With studies her priority in the past three years, Chadwick had shelved any childhood dreams about turning professional while swotting at the Eastern Institute of Technology.
Without doubt the Clearwater experience has rekindled her flame but whether there's enough sparks to persuade her to put her nursing career on the backburner to take a giant leap of faith into taming fairways to eke out a living remains to be seen.
"It's quite stressful to think about," says the Napier Golf Club amateur.
"Dad thinks I can do it.
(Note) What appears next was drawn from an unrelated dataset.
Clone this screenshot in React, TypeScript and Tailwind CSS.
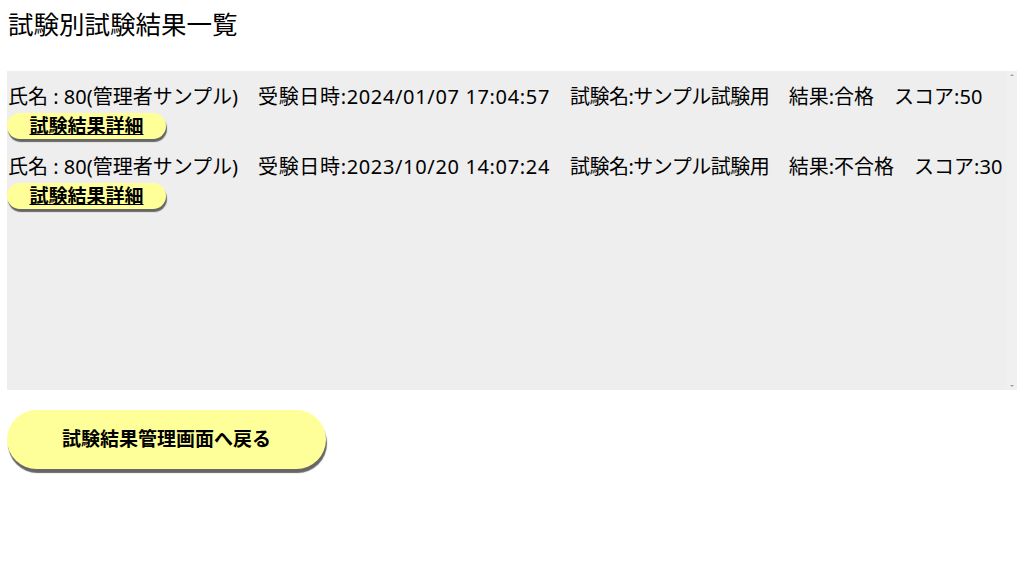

I mean, I never thought I'd be good enough."
She will be the first to admit that many people looking from outside will wonder what she's rabbiting on about, having shot 159 to miss the cut going into the business end of the Open which New Zealand amateur sensation Lydia Ko won on Sunday.
The prudent golf followers will no doubt put Chadwick's scores in perspective.
Firstly, in her group of three were Korean professional Joo Ga Eun and Australian professional Jana Welsford.
The Bay scratchie, who had never played at Clearwater leading into the Open, beat Ga Eun and Welsford in both rounds.
"The Korean didn't even make the first cut and I beat the Aussie by one short in the first round and by two the following day," Chadwick says.
Ga Eun didn't say much while Welsford spoke with her on the first day but didn't engage much in round two.
Chadwick reckons it was probably on account of trying to focus on her game more in round two in trying to make the cut.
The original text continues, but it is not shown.